Lohnanspruch trotz vorübergehender Verhinderung
Ein solcher Vergütungsanspruch ergibt sich auch nicht aus § 616 BGB, der unter bestimmten Voraussetzungen bei einer vorübergehenden Verhinderung des Arbeitnehmers einen Vergütungsanspruch vorsieht. Da dem urlaubsreisenden Beschäftigten vor Urlaubsantritt die Einstufung des Zielgebietes als Risikogebiet bekannt war bzw. hätte bekannt sein müssen, hat der Beschäftigte seine Arbeitsverhinderung selbst verschuldet, sodass sein Anspruch aus § 616 BGB ausscheidet.

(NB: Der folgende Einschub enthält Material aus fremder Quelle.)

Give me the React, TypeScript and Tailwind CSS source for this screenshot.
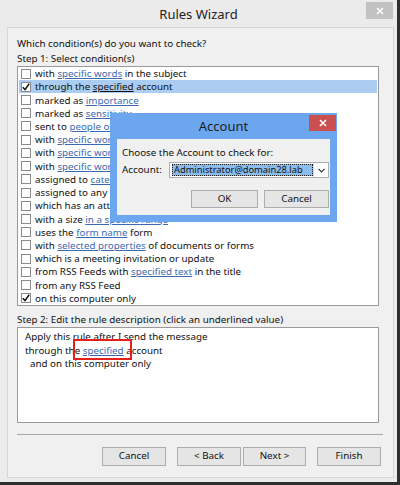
import React from "react";

const font = { fontFamily: '"Noto Sans", "Liberation Sans", sans-serif' };

type Part = string | { link: string; dark?: boolean };

const rows: { parts: Part[]; checked?: boolean; selected?: boolean }[] = [
  { parts: ["with ", { link: "specific words" }, " in the subject"] },
  { parts: ["through the ", { link: "specified", dark: true }, " account"], checked: true, selected: true },
  { parts: ["marked as ", { link: "importance" }] },
  { parts: ["marked as ", { link: "sensitivity" }] },
  { parts: ["sent to ", { link: "people or public group" }] },
  { parts: ["with ", { link: "specific words" }, " in the body"] },
  { parts: ["with ", { link: "specific words" }, " in the subject or body"] },
  { parts: ["with ", { link: "specific words" }, " in the message header"] },
  { parts: ["assigned to ", { link: "category" }, " category"] },
  { parts: ["assigned to any category"] },
  { parts: ["which has an attachment"] },
  { parts: ["with a size ", { link: "in a specific range" }] },
  { parts: ["uses the ", { link: "form name" }, " form"] },
  { parts: ["with ", { link: "selected properties" }, " of documents or forms"] },
  { parts: ["which is a meeting invitation or update"] },
  { parts: ["from RSS Feeds with ", { link: "specified text" }, " in the title"] },
  { parts: ["from any RSS Feed"] },
  { parts: ["on this computer only"], checked: true },
];

function Check() {
  return (
    <svg width="8" height="8" viewBox="0 0 8 8" className="block">
      <path d="M0.8 4.2 L3 6.6 L7.2 0.8" fill="none" stroke="#111" strokeWidth="1.5" />
    </svg>
  );
}

function Btn({ label, w }: { label: string; w: string }) {
  return (
    <div
      className={`${w} h-[19px] border border-[#adadad] bg-[#e5e5e5] flex items-center justify-center text-[9.8px] text-[#111]`}
    >
      {label}
    </div>
  );
}

export default function App() {
  return (
    <div className="w-[400px] h-[485px] bg-[#2e2e2e] relative" style={font}>
      <div className="w-[397px] h-[482px] bg-[#ebebeb] flex flex-col">
        {/* title bar */}
        <div className="h-[27px] relative flex items-center justify-center">
          <span className="text-[13px] text-[#222] leading-none mt-[2px]">Rules Wizard</span>
          <div className="absolute top-[2px] left-[366px] w-[27px] h-[17px] bg-[#c2c2c2] flex items-center justify-center">
            <svg width="8" height="8" viewBox="0 0 8 8">
              <path d="M1 1 L7 7 M7 1 L1 7" stroke="#fff" strokeWidth="1.6" />
            </svg>
          </div>
        </div>
        {/* inner panel */}
        <div className="ml-[7px] w-[387px] h-[451px] border border-[#d6d6d6] bg-[#f0f0f0] flex flex-col pl-[9px] pt-[8px] text-[#111] text-[9.8px]">
          <div className="h-[15px] leading-[15px]">Which condition(s) do you want to check?</div>
          <div className="h-[15px] leading-[15px]">Step 1: Select condition(s)</div>
          {/* list */}
          <div className="w-[362px] h-[240px] border border-[#9a9a9a] bg-white flex flex-col">
            {rows.map((r, i) => (
              <div
                key={i}
                className={`h-[13.22px] flex items-center pl-[3px] ${r.selected ? "bg-[#aacdf1] mr-[1px] ml-[1px]" : ""}`}
              >
                <div
                  className={`w-[10px] h-[10px] border border-[#8a8a8a] bg-white flex items-center justify-center shrink-0 ${r.selected ? "-ml-[1px]" : ""}`}
                >
                  {r.checked && <Check />}
                </div>
                <div className="ml-[4px] whitespace-nowrap leading-[13px]">
                  {r.parts.map((p, j) =>
                    typeof p === "string" ? (
                      <span key={j}>{p}</span>
                    ) : (
                      <span
                        key={j}
                        className={p.dark ? "underline text-[#111]" : "underline text-[#3a6bb2]"}
                      >
                        {p.link}
                      </span>
                    )
                  )}
                </div>
              </div>
            ))}
          </div>
          <div className="h-[21px] pt-[6px] leading-[15px]">Step 2: Edit the rule description (click an underlined value)</div>
          {/* description */}
          <div className="w-[362px] h-[96px] border border-[#9a9a9a] bg-white pl-[7px] pt-[2px] relative">
            <div className="h-[13.5px] leading-[13.5px]">Apply this rule after I send the message</div>
            <div className="h-[13.5px] leading-[13.5px]">
              through the <span className="underline text-[#3a6bb2]">specified</span> account
            </div>
            <div className="h-[13.5px] leading-[13.5px] pl-[5px]">and on this computer only</div>
            <div className="absolute left-[55px] top-[11px] w-[59px] h-[21px] border-2 border-[#e3201c]" />
          </div>
          {/* separator */}
          <div className="w-[366px] h-px bg-[#a8a8a8] mt-[11px]" />
          {/* buttons */}
          <div className="flex mt-[12px] pl-[85px]">
            <Btn label="Cancel" w="w-[64px]" />
            <div className="w-[11px]" />
            <Btn label="< Back" w="w-[64px]" />
            <div className="w-[2px]" />
            <Btn label="Next >" w="w-[63px]" />
            <div className="w-[11px]" />
            <Btn label="Finish" w="w-[64px]" />
          </div>
        </div>
      </div>

      {/* Account dialog */}
      <div className="absolute left-[110px] top-[113px] w-[227px] h-[109px] bg-[#6ca6ef] flex flex-col px-[7px] pb-[7px]">
        <div className="h-[26px] relative flex items-center justify-center">
          <span className="text-[13px] text-[#1e1e1e] leading-none">Account</span>
          <div className="absolute top-[2px] -right-[6px] w-[27px] h-[16px] bg-[#c9504f] flex items-center justify-center">
            <svg width="8" height="8" viewBox="0 0 8 8">
              <path d="M1 1 L7 7 M7 1 L1 7" stroke="#fff" strokeWidth="1.6" />
            </svg>
          </div>
        </div>
        <div className="flex-1 bg-[#f0f0f0] flex flex-col pl-[5px] pt-[7px] text-[9.8px] text-[#111]">
          <div className="h-[14px] leading-[14px]">Choose the Account to check for:</div>
          <div className="flex items-center mt-[2px]">
            <span className="w-[47px]">Account:</span>
            <div className="w-[160px] h-[16px] border border-[#abadb3] bg-white flex items-center">
              <div className="ml-[2px] w-[141px] h-[12px] bg-[#8cbcec] border border-dotted border-[#1a1a1a] flex items-center leading-none pl-[1px] whitespace-nowrap overflow-hidden text-[9.3px]">
                Administrator@domain28.lab
              </div>
              <div className="ml-auto w-[15px] h-[14px] border-l border-[#d8d8d8] flex items-center justify-center">
                <svg width="7" height="5" viewBox="0 0 7 5">
                  <path d="M0.5 0.8 L3.5 3.8 L6.5 0.8" fill="none" stroke="#333" strokeWidth="1.2" />
                </svg>
              </div>
            </div>
          </div>
          <div className="flex mt-[12px] pl-[69px]">
            <div className="w-[67px] h-[18px] border border-[#adadad] bg-[#e5e5e5] flex items-center justify-center">OK</div>
            <div className="w-[6px]" />
            <div className="w-[65px] h-[18px] border border-[#adadad] bg-[#e5e5e5] flex items-center justify-center">Cancel</div>
          </div>
        </div>
      </div>
    </div>
  );
}
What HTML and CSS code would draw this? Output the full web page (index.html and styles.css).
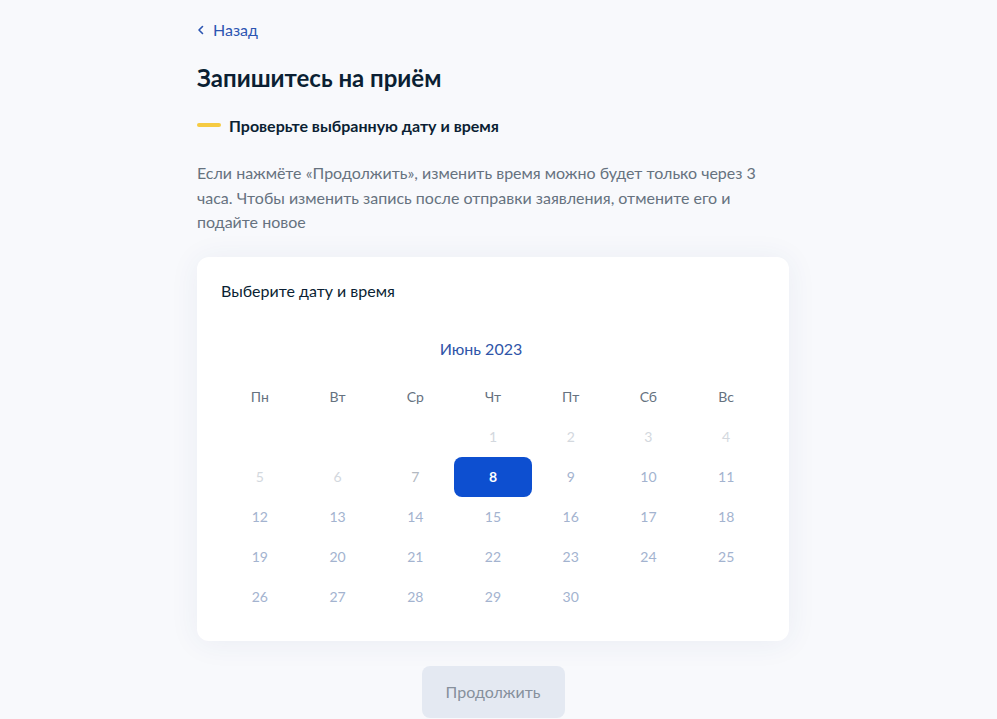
FILE: index.html
```html
<!DOCTYPE html>
<html lang="ru">
<head>
<meta charset="utf-8">
<title>Запишитесь на приём</title>
<link rel="stylesheet" href="styles.css">
</head>
<body>
<main class="page">
  <a class="back" href="#">
    <svg class="back-icon" width="8" height="10" viewBox="0 0 8 10" aria-hidden="true">
      <path d="M5.5 1.5 L2 5 L5.5 8.5" fill="none" stroke="currentColor" stroke-width="1.6" stroke-linecap="round" stroke-linejoin="round"/>
    </svg>
    <span>Назад</span>
  </a>

  <h1 class="title">Запишитесь на приём</h1>

  <div class="step">
    <span class="step-mark"></span>
    <span class="step-text">Проверьте выбранную дату и время</span>
  </div>

  <p class="note">Если нажмёте «Продолжить», изменить время можно будет только через 3 часа. Чтобы изменить запись после отправки заявления, отмените его и подайте новое</p>

  <section class="card">
    <div class="card-title">Выберите дату и время</div>
    <div class="month">Июнь 2023</div>
    <div class="calendar">
      <div class="wd">Пн</div><div class="wd">Вт</div><div class="wd">Ср</div><div class="wd">Чт</div><div class="wd">Пт</div><div class="wd">Сб</div><div class="wd">Вс</div>

      <div class="day"></div><div class="day"></div><div class="day"></div>
      <div class="day off">1</div><div class="day off">2</div><div class="day off">3</div><div class="day off">4</div>

      <div class="day off">5</div><div class="day off">6</div><div class="day near">7</div>
      <div class="day selected">8</div><div class="day">9</div><div class="day">10</div><div class="day">11</div>

      <div class="day">12</div><div class="day">13</div><div class="day">14</div><div class="day">15</div><div class="day">16</div><div class="day">17</div><div class="day">18</div>

      <div class="day">19</div><div class="day">20</div><div class="day">21</div><div class="day">22</div><div class="day">23</div><div class="day">24</div><div class="day">25</div>

      <div class="day">26</div><div class="day">27</div><div class="day">28</div><div class="day">29</div><div class="day">30</div><div class="day"></div><div class="day"></div>
    </div>
  </section>

  <div class="actions">
    <button class="btn" type="button" disabled>Продолжить</button>
  </div>
</main>
</body>
</html>
```

FILE: styles.css
```css
html, body {
  margin: 0;
  padding: 0;
}

body {
  background: #f8f9fc;
  font-family: Lato, "Noto Sans", "Liberation Sans", sans-serif;
  color: #0b1f33;
}

.page {
  width: 603px;
  margin: 0 auto;
  padding-top: 19px;
  box-sizing: border-box;
}

.back {
  display: inline-flex;
  align-items: center;
  gap: 8px;
  color: #2c55b2;
  text-decoration: none;
  font-size: 16px;
  line-height: 20px;
}

.back-icon {
  display: block;
}

.title {
  margin: 22px 0 0;
  font-size: 24px;
  line-height: 32px;
  font-weight: 700;
  color: #0b1f33;
}

.step {
  display: flex;
  align-items: center;
  gap: 8px;
  margin-top: 19px;
  height: 24px;
}

.step-mark {
  width: 24px;
  height: 4px;
  border-radius: 2px;
  background: #f6cb42;
}

.step-text {
  font-size: 16px;
  font-weight: 700;
  color: #0b1f33;
}

.note {
  margin: 24px 0 0;
  max-width: 570px;
  font-size: 16px;
  line-height: 24.5px;
  color: #66727f;
}

.card {
  width: 592px;
  box-sizing: border-box;
  margin-top: 22px;
  padding: 24px;
  background: #ffffff;
  border-radius: 12px;
  box-shadow: 0 2px 30px rgba(40, 70, 130, 0.07);
}

.card-title {
  font-size: 16px;
  line-height: 20px;
  color: #0b1f33;
}

.month {
  margin-top: 38px;
  padding-right: 24px;
  text-align: center;
  font-size: 16px;
  line-height: 20px;
  color: #2f55a8;
}

.calendar {
  display: grid;
  grid-template-columns: repeat(7, 1fr);
  grid-auto-rows: 40px;
  margin-top: 18px;
}

.wd,
.day {
  display: flex;
  align-items: center;
  justify-content: center;
  font-size: 14px;
}

.wd {
  color: #66727f;
}

.day {
  color: #a3b3cf;
}

.day.off {
  color: #d3d8de;
}

.day.near {
  color: #b3b9c1;
}

.day.selected {
  background: #0d4fd0;
  color: #ffffff;
  font-weight: 700;
  border-radius: 8px;
}

.actions {
  width: 592px;
  display: flex;
  justify-content: center;
  margin-top: 25px;
}

.btn {
  width: 143px;
  height: 52px;
  border: none;
  border-radius: 8px;
  background: #e4e9f2;
  color: #86909c;
  font-family: inherit;
  font-size: 16px;
}
```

Lohn-(Ersatzanspruch) nach § 56 InFSchG
Die gleichen Grundsätze gelten auch im Rahmen einer Entschädigung nach § 56 Infektionsschutzgesetz. Auch dieser setzt voraus, dass die Quarantäne und die damit verbundene Arbeitsunfähigkeit nicht selbst verschuldet ist.
Keine Entgeltfortzahlung bei Corona Erkrankung
Noch viel schwerwiegender ist die Rechtslage für tatsächlich nach Rückkehr an Corona erkrankten Beschäftigte aus Risikogebieten. Hier entfällt nach den vorstehenden Grundsätzen sogar der Anspruch auf Entgeltfortzahlung nach § 3 EntgeltfortzahlungsG, der ja ebenfalls voraussetzt, dass dem Erkrankten kein Verschulden an seiner Arbeitsunfähigkeit trifft. Bei einer wissentlichen Reise in ein Risikogebiet wird man jedoch ohne weiteres ein Verschulden gegen sich selbst annehmen können, sodass sogar bei einer Erkrankung an Corona die Entgeltfortzahlungspflicht des Arbeitgebers entfällt.
Gesetzesänderung
Die Bundeskanzlerin kündigte in ihrer Pressekonferenz vom 27. August 2020 an, dass geplant sei, das Infektionsschutzgesetz dergestalt zu ändern, dass Beschäftigte, die wissentlich in ein vom RKI bestimmtes Risikogebiet einreisen würden, keinen Anspruch auf Lohnleistung- bzw. Entgeltfortzahlung erhalten sollen. Diese angekündigte Gesetzesinitiative stellt jedoch in Wirklichkeit nicht eine Änderung der Rechtslage dar, sondern zeichnet die Rechtslage, wie sie sich aus der Rechtsprechung und den bereits bestehenden gesetzlichen Vorschriften ergibt, nur nach.
Hinweise für die Praxis
Entscheidet sich ein Beschäftigter für den Antritt einer Urlaubsreise in ein Risikogebiet, muss er damit rechnen, dass er für den Zeitraum der Quarantäne entweder weiteren Urlaub einzubringen hat oder auf seinen Lohn während der Quarantänezeit verzichten muss. Arbeitgeber dagegen sind zu einer Lohnzahlung für den Zeitraum der Quarantänepflicht nicht verpflichtet, es sei denn der Beschäftigte kann die Arbeit im Wege des Homeoffice erbringen. Damit führt die Bestimmung von Ländern oder Regionen zu Risikogebieten durch das RKI zu einem faktischen Urlaubsreiseverbot, wenn Beschäftigte ihren Lohnanspruch nicht riskieren wollen.
Anders stellt sich die Rechtslage natürlich bei Dienstreisen dar. Hier treffen den Arbeitgeber erhöhte Schutzpflichten gegenüber dem Arbeitnehmer, den er auf Dienstreise in ein Risikogebiet entsenden möchte. Im Falle der Quarantäne nach Rückkehr und auch während einer etwaigen Erkrankung an Corona in der Zeit der Quarantänepflicht bleibt dem Beschäftigten der Anspruch auf Entgeltfortzahlung durch den Arbeitgeber erhalten.